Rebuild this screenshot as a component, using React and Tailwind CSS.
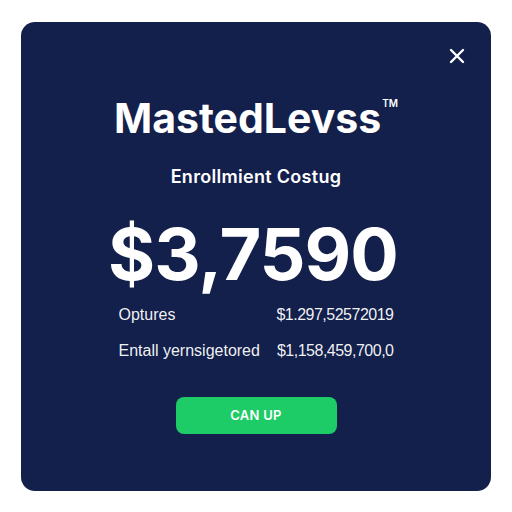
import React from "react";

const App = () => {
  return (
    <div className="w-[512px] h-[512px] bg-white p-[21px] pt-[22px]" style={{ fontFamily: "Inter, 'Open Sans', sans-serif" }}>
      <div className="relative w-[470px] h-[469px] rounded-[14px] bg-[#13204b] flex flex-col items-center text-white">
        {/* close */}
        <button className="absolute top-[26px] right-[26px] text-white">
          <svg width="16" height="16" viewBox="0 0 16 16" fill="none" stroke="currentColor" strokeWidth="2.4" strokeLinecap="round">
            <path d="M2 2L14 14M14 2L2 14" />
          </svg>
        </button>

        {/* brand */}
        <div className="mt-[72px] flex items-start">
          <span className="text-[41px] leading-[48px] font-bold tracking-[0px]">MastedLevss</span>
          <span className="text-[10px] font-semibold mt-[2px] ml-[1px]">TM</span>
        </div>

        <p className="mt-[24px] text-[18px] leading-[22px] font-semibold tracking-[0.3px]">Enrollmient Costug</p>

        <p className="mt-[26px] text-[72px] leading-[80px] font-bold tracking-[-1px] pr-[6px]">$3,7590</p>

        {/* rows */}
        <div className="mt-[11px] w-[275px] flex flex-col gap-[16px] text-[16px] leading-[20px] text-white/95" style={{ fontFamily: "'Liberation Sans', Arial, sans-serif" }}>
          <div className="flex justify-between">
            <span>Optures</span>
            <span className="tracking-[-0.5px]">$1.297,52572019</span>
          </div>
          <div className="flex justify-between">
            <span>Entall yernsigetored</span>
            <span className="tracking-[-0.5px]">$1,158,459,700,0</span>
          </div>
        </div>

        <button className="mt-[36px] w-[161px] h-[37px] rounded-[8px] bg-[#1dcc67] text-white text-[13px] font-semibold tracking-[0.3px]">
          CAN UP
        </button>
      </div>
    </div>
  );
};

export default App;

_Job_
Make an exact copy of the lines from the top of the material through the line with "import React from", pictures excluded.

_Exercise response_
Rebuild this screenshot as a component, using React and Tailwind CSS.
import React from "react";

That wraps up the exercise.